§ What is being asked: Search the material for the string "React", then return every line where it is found.
======== Given records
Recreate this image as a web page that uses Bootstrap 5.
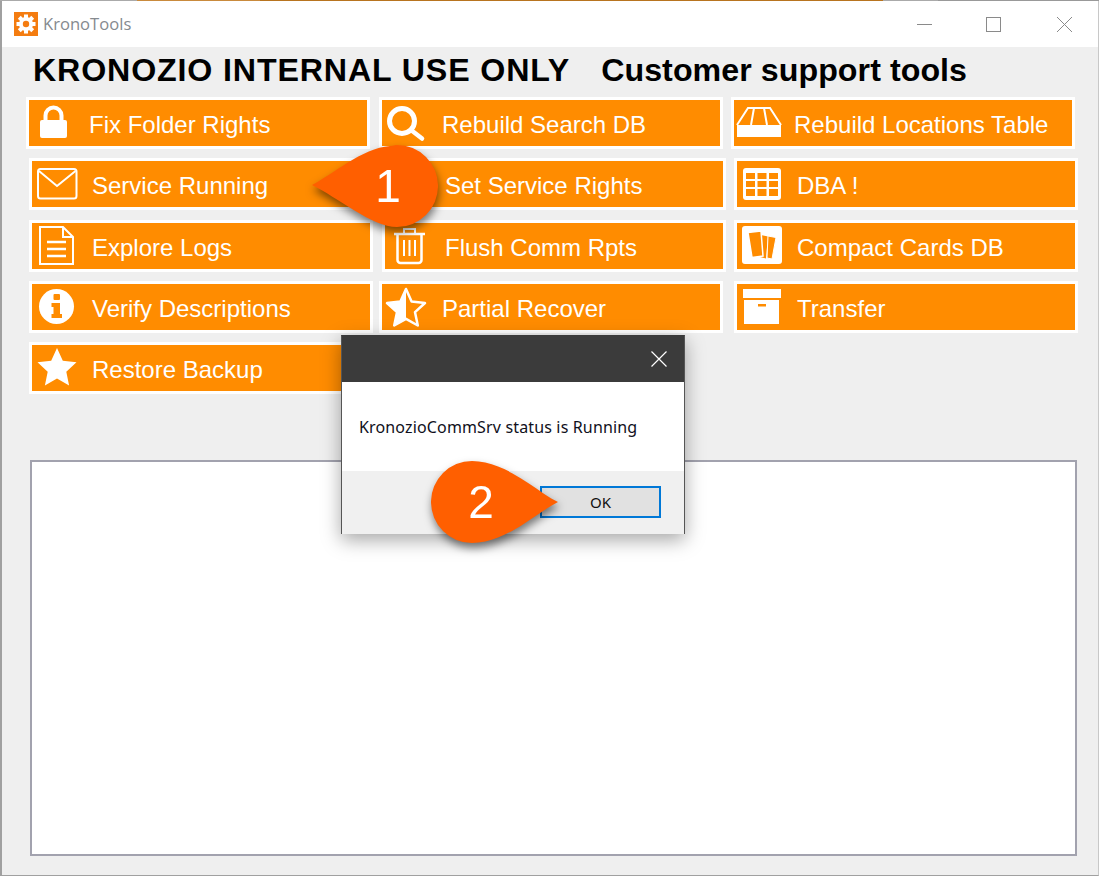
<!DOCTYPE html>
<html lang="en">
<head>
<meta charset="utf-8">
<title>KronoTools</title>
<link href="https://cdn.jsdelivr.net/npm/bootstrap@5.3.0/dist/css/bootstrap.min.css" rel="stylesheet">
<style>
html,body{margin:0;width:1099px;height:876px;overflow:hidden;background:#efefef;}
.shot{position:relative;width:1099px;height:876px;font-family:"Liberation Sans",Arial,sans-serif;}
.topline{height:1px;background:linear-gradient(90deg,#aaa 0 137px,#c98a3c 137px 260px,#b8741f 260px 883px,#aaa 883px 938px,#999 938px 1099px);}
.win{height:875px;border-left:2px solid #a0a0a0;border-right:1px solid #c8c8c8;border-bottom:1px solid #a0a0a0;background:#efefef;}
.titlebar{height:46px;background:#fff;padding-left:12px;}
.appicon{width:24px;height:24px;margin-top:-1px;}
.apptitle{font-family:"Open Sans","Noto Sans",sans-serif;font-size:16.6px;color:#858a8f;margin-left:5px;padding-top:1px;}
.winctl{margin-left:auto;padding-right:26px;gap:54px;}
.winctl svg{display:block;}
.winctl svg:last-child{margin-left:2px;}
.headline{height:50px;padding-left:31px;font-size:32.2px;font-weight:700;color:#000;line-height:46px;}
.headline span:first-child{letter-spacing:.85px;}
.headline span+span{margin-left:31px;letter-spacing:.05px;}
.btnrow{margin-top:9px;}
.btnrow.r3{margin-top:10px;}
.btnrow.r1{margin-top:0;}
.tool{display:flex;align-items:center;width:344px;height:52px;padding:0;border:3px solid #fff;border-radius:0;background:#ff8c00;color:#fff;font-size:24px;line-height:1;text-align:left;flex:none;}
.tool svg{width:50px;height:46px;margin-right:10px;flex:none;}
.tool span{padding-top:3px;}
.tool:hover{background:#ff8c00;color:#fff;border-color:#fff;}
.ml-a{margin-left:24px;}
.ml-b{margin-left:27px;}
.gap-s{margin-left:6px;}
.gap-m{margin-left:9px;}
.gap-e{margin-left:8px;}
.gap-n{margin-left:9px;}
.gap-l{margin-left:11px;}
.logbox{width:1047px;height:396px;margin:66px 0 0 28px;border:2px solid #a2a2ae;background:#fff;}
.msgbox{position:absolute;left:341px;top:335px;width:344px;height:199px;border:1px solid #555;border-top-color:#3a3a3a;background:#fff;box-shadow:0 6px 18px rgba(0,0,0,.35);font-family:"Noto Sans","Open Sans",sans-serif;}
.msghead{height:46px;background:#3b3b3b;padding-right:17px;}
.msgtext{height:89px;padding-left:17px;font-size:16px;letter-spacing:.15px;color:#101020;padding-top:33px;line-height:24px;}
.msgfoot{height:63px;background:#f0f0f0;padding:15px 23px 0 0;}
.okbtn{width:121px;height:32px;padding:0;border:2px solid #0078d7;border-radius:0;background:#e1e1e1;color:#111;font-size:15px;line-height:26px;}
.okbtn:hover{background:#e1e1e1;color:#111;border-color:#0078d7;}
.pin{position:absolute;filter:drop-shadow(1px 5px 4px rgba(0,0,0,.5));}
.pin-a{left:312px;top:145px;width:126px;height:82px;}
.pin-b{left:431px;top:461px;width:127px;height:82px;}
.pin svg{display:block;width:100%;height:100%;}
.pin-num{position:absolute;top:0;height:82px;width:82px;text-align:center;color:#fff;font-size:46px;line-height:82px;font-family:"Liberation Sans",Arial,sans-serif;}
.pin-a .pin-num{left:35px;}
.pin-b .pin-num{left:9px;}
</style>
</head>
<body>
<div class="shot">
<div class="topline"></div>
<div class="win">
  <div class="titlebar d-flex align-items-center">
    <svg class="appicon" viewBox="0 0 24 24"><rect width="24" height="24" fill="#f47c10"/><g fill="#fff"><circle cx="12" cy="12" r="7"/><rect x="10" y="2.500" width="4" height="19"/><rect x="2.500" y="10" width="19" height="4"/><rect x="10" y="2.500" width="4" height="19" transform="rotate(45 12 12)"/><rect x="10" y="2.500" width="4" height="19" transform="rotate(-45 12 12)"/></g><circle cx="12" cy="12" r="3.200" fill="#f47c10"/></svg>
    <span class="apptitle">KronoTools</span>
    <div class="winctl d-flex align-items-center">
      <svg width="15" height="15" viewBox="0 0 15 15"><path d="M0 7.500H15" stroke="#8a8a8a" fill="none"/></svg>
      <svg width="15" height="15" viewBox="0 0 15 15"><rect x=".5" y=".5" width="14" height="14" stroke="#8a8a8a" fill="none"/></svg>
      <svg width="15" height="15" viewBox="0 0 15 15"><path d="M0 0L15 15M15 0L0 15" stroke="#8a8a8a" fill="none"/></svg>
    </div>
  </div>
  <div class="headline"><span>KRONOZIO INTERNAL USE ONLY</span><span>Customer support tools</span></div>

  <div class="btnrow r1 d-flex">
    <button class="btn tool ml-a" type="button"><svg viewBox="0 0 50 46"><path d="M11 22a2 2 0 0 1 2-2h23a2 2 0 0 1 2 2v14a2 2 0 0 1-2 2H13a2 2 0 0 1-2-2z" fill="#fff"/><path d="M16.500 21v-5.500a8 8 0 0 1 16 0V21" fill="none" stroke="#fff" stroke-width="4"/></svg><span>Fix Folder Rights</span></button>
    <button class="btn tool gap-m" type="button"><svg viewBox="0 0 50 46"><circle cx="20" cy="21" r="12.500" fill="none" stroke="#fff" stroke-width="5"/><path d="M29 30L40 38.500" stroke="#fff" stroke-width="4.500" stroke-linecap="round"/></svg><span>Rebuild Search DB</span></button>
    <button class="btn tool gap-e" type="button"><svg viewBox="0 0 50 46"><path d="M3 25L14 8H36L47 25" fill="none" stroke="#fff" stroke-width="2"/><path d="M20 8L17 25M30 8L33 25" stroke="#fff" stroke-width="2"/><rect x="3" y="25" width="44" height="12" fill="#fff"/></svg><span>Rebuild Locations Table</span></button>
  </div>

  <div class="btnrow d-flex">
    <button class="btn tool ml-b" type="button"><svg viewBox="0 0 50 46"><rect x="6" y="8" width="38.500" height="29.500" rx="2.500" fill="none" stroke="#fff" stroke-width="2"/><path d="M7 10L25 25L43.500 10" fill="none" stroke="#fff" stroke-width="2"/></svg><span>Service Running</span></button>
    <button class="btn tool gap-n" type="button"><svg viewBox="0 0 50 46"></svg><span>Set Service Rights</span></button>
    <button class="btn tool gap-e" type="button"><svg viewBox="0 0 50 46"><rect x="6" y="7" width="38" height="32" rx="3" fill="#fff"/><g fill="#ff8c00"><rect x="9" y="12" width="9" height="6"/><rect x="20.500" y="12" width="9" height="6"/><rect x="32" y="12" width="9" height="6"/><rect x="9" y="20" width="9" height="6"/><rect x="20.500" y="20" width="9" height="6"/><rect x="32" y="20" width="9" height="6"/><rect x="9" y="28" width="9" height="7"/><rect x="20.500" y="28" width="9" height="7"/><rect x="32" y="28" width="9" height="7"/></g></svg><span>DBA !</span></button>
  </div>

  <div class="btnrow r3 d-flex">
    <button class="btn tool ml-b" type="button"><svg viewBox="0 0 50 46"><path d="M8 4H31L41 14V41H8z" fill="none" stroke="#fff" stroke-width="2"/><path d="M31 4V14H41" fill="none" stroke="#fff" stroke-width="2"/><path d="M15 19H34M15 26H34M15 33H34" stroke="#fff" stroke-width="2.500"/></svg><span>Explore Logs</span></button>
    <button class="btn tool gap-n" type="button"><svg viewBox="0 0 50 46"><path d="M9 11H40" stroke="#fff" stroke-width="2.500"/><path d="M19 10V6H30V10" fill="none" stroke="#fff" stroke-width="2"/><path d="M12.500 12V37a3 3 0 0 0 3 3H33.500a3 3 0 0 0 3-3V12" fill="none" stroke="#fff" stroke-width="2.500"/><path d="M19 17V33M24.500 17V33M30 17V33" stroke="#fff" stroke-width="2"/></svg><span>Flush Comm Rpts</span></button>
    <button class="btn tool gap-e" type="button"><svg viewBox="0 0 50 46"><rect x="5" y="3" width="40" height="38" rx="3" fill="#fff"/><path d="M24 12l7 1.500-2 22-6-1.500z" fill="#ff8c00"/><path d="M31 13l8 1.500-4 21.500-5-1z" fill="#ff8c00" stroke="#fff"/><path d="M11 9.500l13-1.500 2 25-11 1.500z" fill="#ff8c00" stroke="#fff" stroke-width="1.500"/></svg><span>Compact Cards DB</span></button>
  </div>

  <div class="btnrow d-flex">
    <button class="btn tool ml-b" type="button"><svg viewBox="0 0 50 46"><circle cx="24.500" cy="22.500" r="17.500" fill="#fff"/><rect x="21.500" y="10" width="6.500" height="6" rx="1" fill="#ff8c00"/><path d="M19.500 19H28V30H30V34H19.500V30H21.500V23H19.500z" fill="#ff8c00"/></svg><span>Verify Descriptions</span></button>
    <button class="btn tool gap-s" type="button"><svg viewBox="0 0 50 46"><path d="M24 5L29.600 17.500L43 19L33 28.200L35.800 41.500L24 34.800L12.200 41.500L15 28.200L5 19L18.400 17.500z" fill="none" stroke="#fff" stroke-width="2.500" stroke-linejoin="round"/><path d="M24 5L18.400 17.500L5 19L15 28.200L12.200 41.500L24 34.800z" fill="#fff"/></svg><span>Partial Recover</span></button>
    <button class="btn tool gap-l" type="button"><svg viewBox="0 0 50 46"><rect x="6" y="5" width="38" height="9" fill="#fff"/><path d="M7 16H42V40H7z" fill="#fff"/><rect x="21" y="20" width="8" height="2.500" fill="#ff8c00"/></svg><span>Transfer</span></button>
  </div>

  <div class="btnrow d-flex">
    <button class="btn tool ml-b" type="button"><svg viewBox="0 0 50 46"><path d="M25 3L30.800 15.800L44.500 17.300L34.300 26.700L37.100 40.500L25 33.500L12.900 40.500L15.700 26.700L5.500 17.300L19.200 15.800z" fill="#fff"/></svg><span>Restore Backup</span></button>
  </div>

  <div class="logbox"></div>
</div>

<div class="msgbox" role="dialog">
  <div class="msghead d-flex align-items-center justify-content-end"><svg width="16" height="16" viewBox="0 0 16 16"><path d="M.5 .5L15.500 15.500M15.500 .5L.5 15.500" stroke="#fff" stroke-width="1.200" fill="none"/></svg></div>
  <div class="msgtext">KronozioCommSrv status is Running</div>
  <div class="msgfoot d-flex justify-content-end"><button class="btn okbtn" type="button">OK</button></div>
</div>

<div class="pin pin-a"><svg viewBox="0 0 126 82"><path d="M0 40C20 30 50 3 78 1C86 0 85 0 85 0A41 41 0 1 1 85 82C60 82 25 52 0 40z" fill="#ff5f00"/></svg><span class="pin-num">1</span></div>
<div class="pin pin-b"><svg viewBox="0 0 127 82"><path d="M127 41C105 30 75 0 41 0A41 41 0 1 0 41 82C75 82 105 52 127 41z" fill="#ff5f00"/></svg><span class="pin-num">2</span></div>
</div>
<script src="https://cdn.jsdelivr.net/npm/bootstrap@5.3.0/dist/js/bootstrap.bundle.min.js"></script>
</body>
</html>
================
======== Given records
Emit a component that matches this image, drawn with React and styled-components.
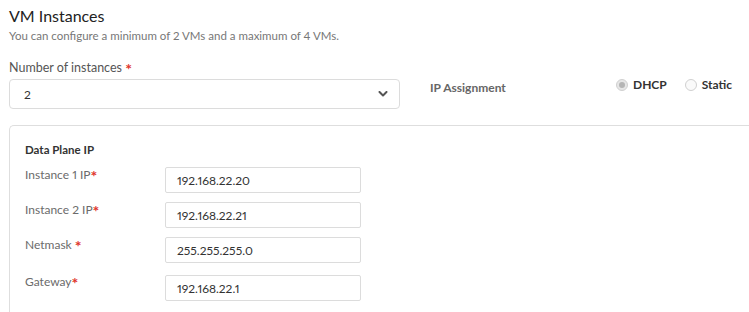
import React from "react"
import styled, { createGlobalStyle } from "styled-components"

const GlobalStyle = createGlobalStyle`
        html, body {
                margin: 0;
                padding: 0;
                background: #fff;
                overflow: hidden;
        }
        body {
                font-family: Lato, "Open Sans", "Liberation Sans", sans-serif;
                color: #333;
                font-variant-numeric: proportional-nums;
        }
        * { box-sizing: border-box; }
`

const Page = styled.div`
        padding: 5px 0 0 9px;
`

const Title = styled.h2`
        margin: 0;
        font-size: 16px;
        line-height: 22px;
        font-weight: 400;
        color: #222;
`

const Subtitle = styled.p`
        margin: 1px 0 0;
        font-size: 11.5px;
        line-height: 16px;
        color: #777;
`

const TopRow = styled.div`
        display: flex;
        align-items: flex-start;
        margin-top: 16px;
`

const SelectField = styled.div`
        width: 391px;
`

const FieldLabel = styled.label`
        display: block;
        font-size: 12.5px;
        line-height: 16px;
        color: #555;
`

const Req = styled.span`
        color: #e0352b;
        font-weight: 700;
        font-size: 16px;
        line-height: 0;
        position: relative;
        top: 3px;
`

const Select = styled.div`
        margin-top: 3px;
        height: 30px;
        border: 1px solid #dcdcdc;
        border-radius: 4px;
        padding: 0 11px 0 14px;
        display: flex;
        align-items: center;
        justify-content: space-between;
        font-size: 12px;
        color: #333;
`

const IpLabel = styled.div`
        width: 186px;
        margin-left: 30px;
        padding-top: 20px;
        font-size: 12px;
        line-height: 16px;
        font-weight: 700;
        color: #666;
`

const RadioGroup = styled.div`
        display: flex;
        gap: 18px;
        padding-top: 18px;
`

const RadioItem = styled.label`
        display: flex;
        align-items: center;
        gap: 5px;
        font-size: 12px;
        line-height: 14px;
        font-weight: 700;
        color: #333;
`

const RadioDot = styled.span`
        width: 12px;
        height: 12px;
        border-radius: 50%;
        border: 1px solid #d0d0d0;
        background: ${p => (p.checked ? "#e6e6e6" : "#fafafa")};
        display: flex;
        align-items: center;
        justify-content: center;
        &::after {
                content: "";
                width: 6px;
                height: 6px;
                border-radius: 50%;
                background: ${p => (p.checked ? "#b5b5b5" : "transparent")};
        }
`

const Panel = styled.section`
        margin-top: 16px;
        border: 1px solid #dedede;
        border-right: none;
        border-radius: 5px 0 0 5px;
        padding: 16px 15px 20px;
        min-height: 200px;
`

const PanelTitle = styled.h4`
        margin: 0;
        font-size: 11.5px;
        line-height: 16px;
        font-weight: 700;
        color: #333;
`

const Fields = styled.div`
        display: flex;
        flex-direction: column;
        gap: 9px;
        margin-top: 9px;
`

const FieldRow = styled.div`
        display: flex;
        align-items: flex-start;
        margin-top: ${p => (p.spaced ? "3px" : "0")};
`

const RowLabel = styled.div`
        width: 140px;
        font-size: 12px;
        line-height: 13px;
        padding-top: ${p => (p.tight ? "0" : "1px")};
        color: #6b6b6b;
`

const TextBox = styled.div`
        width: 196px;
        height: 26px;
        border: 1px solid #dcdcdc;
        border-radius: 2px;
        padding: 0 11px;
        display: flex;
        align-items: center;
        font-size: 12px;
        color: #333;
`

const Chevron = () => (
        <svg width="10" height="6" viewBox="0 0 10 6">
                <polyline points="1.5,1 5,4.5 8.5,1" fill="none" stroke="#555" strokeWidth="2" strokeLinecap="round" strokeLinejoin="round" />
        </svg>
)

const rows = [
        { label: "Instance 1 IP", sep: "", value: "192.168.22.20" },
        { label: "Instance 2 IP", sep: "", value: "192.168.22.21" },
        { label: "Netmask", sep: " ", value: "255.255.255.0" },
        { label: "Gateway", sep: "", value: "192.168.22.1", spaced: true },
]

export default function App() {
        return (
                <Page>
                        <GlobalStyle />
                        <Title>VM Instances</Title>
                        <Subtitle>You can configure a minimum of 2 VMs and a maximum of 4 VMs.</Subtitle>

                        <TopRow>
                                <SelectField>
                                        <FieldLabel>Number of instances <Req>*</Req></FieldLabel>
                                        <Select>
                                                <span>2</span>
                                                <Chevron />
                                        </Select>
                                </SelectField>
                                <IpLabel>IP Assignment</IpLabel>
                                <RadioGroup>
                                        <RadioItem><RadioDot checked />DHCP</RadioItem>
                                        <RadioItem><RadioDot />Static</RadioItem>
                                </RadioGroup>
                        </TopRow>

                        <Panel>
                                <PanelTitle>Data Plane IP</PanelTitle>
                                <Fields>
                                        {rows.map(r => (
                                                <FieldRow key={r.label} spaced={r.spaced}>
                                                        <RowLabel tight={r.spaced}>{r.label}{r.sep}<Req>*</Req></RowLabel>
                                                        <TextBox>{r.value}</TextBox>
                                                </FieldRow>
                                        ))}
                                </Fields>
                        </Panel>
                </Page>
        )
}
================
§ Result of this exercise:
Emit a component that matches this image, drawn with React and styled-components.
import React from "react"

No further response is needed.